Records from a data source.
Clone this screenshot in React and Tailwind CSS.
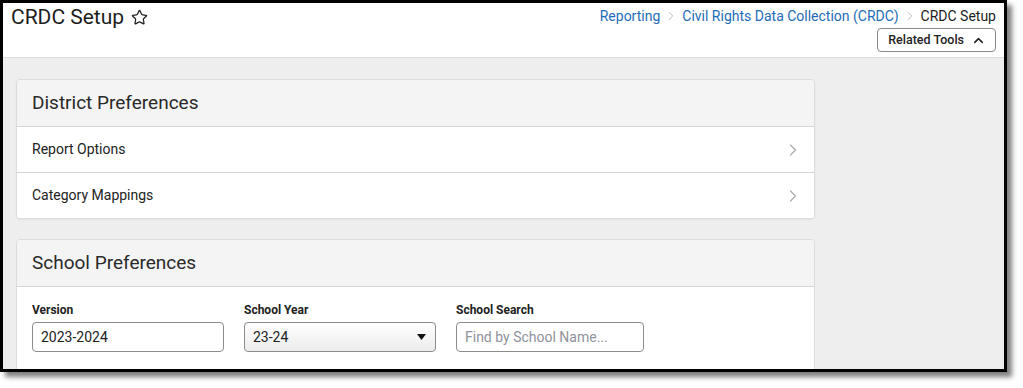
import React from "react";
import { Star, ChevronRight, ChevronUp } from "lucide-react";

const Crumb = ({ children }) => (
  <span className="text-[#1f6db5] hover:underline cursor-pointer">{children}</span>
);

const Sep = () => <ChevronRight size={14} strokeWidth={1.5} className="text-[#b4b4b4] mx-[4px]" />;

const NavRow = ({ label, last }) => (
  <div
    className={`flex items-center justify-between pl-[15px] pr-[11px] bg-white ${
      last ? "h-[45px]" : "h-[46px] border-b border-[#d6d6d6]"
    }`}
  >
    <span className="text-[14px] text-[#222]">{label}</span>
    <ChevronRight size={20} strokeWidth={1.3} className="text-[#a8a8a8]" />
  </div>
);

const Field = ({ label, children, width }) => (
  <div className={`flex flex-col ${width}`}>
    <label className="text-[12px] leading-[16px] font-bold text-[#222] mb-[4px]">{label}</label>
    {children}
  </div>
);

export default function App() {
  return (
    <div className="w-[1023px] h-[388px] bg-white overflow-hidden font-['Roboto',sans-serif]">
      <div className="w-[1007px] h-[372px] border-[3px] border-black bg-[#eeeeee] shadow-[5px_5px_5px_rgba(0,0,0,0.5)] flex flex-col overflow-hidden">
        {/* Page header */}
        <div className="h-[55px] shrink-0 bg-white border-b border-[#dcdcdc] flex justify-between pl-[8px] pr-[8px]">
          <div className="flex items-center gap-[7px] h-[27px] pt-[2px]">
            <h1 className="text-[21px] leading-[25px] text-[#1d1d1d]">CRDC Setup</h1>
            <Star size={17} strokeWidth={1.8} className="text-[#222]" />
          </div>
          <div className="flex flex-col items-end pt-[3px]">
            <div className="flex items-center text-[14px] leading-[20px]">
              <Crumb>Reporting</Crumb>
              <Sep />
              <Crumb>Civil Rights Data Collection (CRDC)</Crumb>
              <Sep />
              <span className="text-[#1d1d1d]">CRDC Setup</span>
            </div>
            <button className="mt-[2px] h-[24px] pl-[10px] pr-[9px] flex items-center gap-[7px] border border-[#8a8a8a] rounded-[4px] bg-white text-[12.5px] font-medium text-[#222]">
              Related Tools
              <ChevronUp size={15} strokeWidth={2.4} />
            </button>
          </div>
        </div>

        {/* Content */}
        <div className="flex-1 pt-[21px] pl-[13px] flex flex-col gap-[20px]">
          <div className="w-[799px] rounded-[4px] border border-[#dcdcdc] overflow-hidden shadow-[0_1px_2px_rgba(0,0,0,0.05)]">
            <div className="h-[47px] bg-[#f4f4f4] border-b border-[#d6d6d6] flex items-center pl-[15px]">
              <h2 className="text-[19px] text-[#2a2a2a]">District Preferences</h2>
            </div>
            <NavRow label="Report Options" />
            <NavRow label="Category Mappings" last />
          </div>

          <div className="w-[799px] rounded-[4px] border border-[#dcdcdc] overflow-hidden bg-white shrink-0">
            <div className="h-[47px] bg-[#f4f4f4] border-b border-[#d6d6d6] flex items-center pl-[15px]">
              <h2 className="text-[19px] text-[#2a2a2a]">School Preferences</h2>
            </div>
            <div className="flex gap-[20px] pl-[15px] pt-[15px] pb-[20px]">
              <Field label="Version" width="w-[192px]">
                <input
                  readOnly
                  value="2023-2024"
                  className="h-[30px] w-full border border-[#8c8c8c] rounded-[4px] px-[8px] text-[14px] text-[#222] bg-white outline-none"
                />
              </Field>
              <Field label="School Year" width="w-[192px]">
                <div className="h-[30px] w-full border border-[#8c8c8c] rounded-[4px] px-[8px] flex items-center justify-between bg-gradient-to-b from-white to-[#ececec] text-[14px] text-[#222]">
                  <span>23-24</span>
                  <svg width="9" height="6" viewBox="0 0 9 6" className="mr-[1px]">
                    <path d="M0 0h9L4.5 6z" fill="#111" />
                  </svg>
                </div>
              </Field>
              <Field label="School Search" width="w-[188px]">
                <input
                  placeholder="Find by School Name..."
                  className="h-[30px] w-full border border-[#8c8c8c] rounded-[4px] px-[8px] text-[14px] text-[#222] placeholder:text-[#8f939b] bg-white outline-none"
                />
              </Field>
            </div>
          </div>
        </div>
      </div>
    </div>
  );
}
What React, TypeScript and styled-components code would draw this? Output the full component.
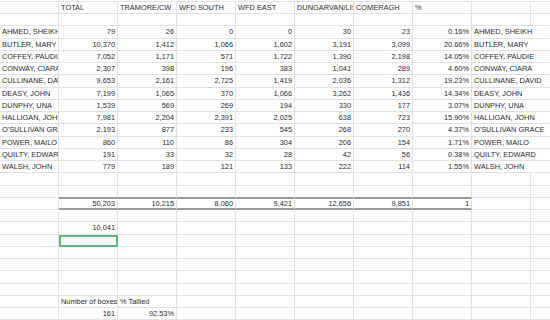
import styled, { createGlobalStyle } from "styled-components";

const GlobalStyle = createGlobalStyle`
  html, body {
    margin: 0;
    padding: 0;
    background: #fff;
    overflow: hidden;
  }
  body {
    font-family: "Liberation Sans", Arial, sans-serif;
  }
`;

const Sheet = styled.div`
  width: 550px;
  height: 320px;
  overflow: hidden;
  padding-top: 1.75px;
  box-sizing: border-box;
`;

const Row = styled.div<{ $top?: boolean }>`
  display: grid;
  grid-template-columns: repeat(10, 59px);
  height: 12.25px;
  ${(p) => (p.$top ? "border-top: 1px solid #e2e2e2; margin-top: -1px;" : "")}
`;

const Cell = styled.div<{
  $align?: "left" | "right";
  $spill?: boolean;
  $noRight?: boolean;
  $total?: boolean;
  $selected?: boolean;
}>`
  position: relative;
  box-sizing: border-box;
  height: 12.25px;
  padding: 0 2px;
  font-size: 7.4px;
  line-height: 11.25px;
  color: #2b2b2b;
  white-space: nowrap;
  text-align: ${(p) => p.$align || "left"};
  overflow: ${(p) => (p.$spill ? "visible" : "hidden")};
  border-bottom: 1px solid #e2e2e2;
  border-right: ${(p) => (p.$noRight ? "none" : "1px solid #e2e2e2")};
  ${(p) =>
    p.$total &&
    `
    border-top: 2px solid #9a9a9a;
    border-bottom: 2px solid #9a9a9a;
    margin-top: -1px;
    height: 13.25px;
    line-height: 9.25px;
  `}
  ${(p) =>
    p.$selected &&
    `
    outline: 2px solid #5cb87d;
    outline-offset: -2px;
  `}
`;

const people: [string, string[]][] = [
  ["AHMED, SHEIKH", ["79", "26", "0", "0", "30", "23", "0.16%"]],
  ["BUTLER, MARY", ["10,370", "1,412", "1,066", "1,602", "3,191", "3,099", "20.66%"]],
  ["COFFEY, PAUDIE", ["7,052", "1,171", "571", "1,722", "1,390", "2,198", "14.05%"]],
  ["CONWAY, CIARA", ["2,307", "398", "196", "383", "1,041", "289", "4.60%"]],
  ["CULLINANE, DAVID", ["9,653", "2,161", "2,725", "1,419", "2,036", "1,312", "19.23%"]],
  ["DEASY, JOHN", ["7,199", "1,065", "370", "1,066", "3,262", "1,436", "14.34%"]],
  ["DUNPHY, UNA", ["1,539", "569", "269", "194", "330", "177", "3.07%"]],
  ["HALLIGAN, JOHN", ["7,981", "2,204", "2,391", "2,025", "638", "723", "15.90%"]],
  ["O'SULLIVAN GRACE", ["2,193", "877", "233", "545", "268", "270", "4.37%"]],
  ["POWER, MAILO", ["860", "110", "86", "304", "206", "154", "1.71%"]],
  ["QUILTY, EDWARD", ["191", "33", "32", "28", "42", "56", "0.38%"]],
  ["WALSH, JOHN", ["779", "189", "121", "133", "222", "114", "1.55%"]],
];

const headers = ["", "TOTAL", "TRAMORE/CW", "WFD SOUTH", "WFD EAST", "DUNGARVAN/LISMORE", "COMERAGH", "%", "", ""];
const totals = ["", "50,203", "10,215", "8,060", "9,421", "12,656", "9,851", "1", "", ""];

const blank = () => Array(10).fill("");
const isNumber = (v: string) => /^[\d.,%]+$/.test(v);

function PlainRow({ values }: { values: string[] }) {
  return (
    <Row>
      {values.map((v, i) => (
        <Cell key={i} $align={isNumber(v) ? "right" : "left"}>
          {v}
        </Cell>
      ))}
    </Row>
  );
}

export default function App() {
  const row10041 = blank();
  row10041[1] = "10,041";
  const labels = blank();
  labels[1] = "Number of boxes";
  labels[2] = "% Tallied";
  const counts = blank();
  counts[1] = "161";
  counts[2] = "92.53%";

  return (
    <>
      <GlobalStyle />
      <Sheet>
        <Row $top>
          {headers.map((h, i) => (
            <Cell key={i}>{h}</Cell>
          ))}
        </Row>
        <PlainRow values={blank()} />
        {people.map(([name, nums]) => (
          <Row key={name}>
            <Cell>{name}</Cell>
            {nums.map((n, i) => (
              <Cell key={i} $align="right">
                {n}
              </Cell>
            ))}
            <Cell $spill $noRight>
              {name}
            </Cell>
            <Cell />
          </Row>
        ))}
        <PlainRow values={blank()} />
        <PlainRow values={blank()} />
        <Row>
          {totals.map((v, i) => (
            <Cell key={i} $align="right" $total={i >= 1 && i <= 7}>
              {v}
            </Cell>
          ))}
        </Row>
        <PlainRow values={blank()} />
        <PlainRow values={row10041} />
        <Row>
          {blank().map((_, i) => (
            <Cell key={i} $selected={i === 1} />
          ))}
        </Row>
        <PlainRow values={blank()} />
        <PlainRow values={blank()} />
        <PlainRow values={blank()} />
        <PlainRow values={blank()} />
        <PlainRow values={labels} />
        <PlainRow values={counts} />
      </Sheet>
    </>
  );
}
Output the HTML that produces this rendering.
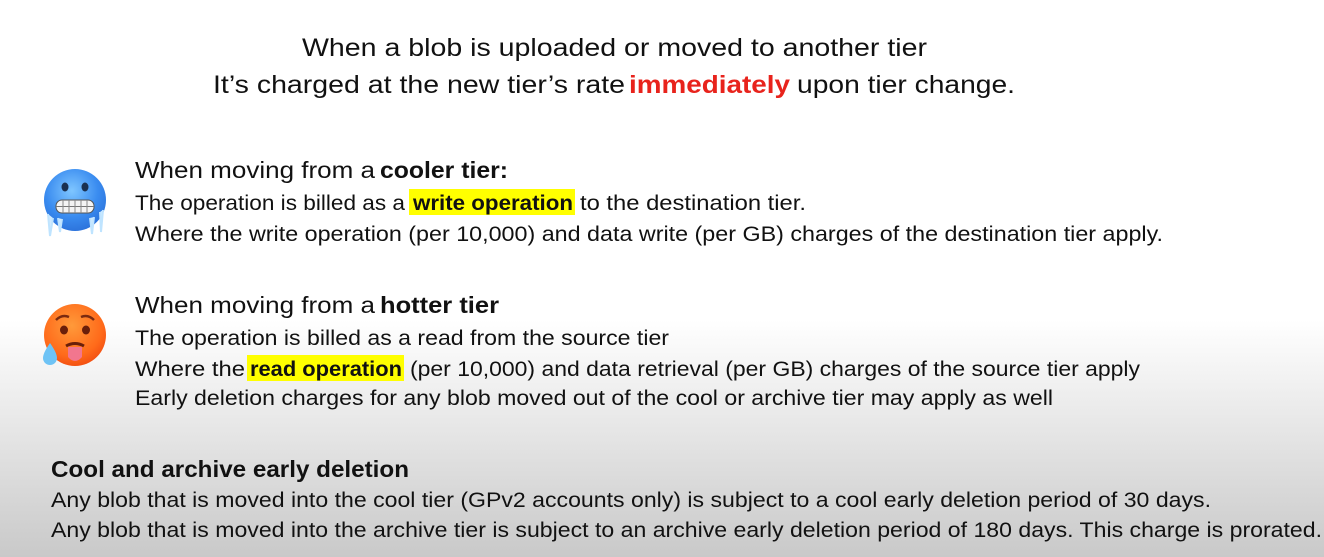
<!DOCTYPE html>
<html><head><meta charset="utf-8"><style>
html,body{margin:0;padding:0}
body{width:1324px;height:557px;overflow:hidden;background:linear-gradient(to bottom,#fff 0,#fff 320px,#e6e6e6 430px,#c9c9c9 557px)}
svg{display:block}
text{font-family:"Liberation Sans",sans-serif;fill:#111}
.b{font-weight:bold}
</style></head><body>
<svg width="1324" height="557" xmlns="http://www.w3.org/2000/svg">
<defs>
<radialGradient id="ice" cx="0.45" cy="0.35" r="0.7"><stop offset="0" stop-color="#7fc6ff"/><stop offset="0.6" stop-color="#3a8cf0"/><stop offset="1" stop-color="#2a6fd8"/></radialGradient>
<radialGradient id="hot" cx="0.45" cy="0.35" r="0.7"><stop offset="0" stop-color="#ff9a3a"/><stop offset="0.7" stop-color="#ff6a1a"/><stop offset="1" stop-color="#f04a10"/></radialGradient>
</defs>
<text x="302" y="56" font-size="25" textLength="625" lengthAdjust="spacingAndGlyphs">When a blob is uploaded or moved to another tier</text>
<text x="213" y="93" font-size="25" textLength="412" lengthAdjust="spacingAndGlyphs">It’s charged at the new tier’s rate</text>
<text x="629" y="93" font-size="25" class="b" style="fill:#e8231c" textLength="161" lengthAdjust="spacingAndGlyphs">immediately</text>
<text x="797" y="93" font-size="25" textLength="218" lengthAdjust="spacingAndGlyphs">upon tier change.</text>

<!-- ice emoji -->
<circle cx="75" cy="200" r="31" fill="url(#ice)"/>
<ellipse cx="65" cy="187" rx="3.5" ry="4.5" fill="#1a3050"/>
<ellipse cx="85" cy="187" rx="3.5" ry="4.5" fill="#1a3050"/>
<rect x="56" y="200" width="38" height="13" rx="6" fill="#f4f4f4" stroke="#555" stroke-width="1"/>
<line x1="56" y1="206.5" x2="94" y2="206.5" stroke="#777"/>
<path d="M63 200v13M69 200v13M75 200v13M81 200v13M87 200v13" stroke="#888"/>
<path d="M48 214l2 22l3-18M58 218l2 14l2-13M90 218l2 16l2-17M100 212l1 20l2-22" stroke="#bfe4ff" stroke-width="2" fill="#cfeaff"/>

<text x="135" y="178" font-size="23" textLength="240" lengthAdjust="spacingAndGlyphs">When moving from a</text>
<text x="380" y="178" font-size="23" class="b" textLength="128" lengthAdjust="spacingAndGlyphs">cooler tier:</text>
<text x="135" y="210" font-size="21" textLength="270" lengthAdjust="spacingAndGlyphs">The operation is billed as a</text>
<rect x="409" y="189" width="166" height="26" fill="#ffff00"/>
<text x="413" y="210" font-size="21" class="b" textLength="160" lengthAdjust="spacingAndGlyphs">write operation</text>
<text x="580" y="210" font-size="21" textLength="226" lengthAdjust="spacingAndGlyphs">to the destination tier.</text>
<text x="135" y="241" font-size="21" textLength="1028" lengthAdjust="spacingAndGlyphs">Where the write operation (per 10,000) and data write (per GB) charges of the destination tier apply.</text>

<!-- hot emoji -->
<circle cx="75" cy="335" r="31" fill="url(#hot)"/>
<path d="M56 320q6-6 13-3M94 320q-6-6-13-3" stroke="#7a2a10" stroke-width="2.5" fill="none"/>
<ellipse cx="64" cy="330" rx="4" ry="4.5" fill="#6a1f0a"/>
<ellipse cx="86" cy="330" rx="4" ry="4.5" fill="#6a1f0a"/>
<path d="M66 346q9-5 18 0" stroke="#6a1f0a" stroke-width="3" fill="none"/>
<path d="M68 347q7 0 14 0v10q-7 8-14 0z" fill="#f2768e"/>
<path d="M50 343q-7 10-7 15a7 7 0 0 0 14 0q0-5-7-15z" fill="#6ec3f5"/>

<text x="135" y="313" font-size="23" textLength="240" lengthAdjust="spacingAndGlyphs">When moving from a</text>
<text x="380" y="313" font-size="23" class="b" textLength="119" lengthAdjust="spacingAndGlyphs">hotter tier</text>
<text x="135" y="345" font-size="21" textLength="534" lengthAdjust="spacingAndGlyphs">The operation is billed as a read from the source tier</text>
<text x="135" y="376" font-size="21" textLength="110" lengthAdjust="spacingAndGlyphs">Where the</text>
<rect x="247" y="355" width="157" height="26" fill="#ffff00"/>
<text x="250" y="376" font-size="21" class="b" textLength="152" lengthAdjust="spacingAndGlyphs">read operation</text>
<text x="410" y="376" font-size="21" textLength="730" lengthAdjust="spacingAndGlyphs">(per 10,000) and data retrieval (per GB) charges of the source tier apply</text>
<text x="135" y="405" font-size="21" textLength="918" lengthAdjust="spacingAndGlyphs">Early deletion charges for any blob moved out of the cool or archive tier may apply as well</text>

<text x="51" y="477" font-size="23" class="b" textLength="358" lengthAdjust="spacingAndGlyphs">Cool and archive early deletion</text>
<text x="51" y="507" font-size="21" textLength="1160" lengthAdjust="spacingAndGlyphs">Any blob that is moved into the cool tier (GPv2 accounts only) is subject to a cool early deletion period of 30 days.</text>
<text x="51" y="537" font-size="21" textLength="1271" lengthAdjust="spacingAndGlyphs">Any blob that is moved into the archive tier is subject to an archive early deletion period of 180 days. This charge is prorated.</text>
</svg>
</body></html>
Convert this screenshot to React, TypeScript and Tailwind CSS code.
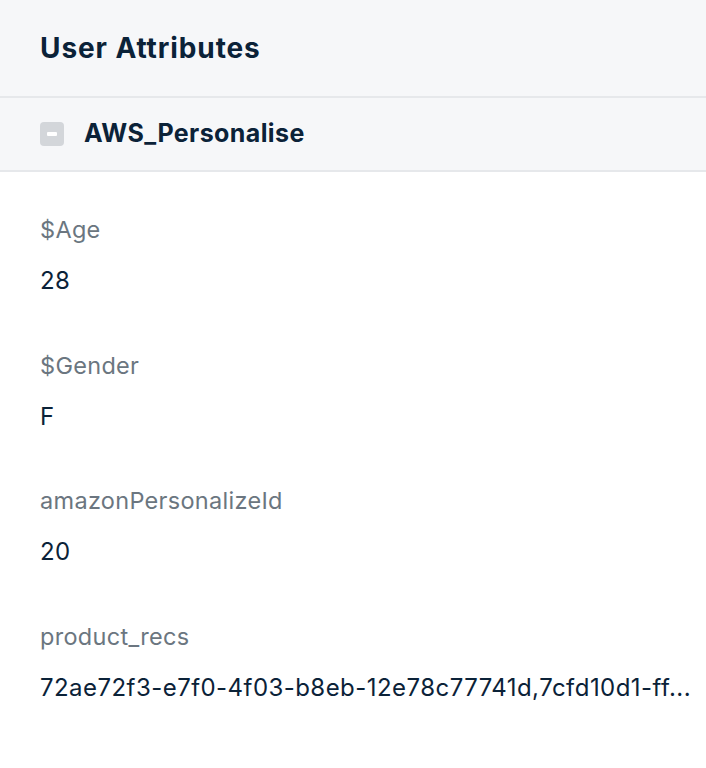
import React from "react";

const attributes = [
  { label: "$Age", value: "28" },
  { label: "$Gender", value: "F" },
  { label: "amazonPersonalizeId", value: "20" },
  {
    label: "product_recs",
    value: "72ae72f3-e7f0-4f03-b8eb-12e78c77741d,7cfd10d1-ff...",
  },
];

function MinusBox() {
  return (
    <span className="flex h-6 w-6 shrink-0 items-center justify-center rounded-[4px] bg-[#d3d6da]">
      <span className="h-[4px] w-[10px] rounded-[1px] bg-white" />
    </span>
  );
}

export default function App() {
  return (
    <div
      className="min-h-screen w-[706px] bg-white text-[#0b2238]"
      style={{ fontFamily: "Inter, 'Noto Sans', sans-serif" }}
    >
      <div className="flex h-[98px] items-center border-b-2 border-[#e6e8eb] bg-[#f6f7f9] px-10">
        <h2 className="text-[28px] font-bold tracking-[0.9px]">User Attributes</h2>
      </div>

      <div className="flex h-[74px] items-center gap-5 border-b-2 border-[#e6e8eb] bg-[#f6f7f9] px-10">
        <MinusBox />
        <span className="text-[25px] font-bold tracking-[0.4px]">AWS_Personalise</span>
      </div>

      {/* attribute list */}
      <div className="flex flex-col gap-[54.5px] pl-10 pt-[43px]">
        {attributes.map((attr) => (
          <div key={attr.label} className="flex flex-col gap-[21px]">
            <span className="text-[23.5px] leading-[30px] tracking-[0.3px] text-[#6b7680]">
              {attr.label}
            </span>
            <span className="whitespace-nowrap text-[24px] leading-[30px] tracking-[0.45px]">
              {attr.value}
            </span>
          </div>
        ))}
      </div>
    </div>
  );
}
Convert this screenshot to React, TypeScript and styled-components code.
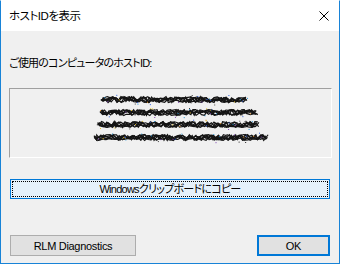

WHAT THIS TASK INVOLVES. Pick out each line containing "code" and report it.

WRITTEN ANSWER.
What React, TypeScript and styled-components code would draw this? Output the full component.
Convert this screenshot to React, TypeScript and Tailwind CSS code.
Convert this screenshot to React, TypeScript and styled-components code.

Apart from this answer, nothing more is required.